Sin embargo, hoy, en el seno de iglesias protestantes, no pocos de sus miembros prescinden de la orientación bíblica y asumen los mismos criterios éticos que predominan en la sociedad secularizada del mundo occidental, ampliamente difundidos por los medios de comunicación. Según una encuesta de la Alianza Evangélica inglesa, publicada por Religion Today y Protestante Digital, “el 33 por ciento de los jóvenes evangélicos de Gran Bretaña acepta como correcta la convivencia prematrimonial. El 10 por ciento considera aceptable el hurto de artículos pequeños, y la tercera parte declara que a veces es necesario el uso de la mentira”. Probablemente algo parecido, aunque con variaciones en los porcentajes, podría decirse respecto a los jóvenes evangélicos en Alemania y otros países europeos (cabe pensar que entre esos países también está España). Análoga tolerancia permisiva -o dudas serias- se observa en los temas del aborto, de la homosexualidad e incluso de la eutanasia activa.
Los datos son hondamente inquietantes, pues si prescindimos de la autoridad de la Biblia en cuestiones de ética, y actuamos siguiendo nuestro propio criterio, estamos imitando a aquellos israelitas contemporáneos de los jueces cuando cada uno hacía lo que bien le parecía y exponiéndonos a los males de una autonomía que suele degenerar en formas de comportamiento antinaturales. Las razones que apoyan la autoridad de la Escritura no son sólo teológicas; fundamentalmente coinciden con motivos de orden natural.
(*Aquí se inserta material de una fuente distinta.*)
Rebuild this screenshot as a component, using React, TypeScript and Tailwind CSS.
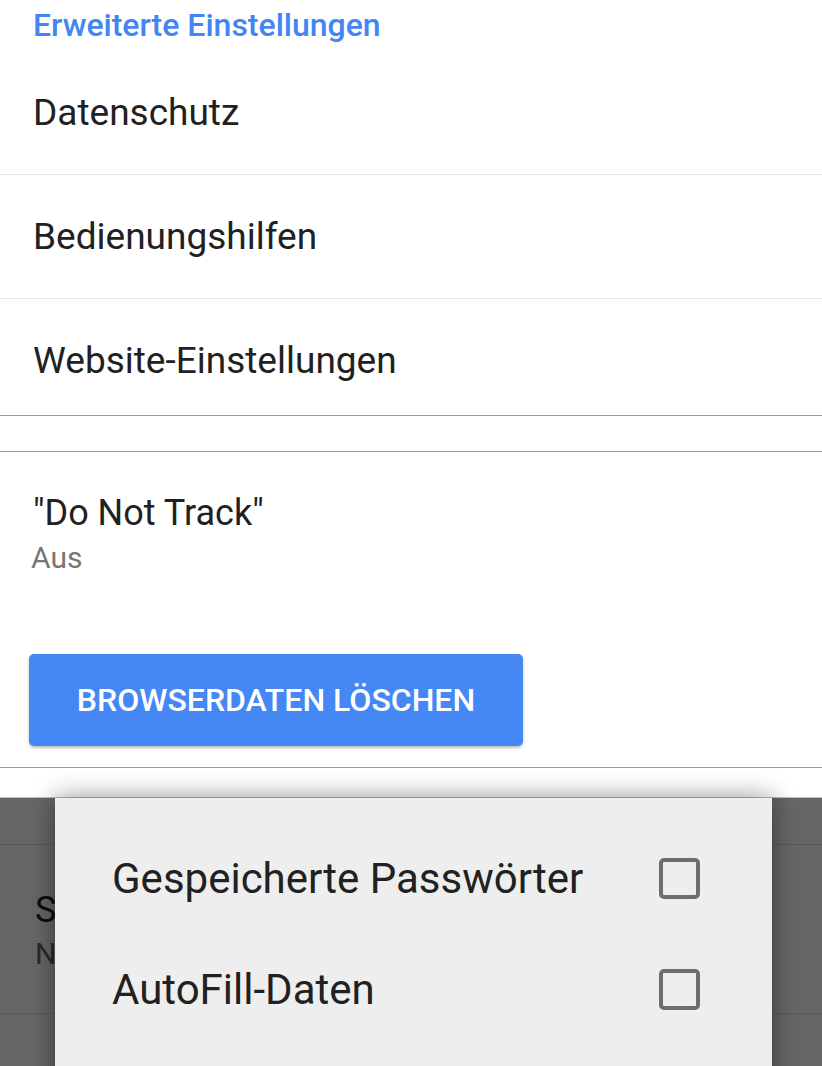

Y no se diga que la Biblia fue escrita por hombres que vivieron un una época arcaica, en circunstancias del todo diferentes de las nuestras; que, por consiguiente, las normas éticas de aquel entonces no pueden aplicarse al hombre del siglo XXI. En el fondo, la sociedad de nuestros días, desde el punto de vista moral, se diferencia muy poco de la de tiempos bíblicos: las mismas ambiciones, semejante agresividad (sin duda más destructiva), la misma intemperancia frente a los apetitos sensuales, análoga indiferencia hacia las necesidades y los derechos del prójimo.
Pero existe otro peligro cuando privamos a la Biblia de autoridad para decidir cuestiones morales. En tal caso, y en buena lógica, no hay motivos para reconocerle autoridad en ninguna otra cuestión. Si se rechazan, por ejemplo, el decálogo, el sermón de la montaña y las restantes normas éticas del Nuevo Testamento, ¿se puede consistentemente dar por válidas las enseñanzas relativas a la gracia de Dios, a la obra redentora de Cristo y la salvación? Queramos o no; nos guste o no nos guste, la suplantación de la ética de la Escritura por criterios nacidos del secularismo y la permisividad equivale a socavar los cimientos de la fe cristiana. Un creyente que quiera ser fiel a la Palabra de Dios no puede permitirse tal licencia.
Por otro lado, en nuestras iglesias evangélicas se sobreentiende que todos sus miembros han ingresado por convicción y decisión propia y que se comprometen a no sólo a respetar sino también a asumir su declaración de fe y las normas de conducta que tal iglesia reconoce como derivadas de la Palabra de Dios. Si en algún momento uno de ellos está en desacuerdo con esa confesión de fe y con esas normas y actúa en conformidad con sus ideas particulares, lo coherente no es limitarse a proclamar su discrepancia, sino revisarla a fondo con ayuda pastoral a fin de superarla, y, en caso de seguir manteniéndola, salir noblemente de la comunidad de modo tan voluntario como cuando entró.
Ni hoy ni nunca puede haber un cristiano que piense y obre como si no hubiese rey en Israel . ¡Lo hay! Es el Rey de reyes. Y su palabra permanece para siempre (1 Pe. 1:23).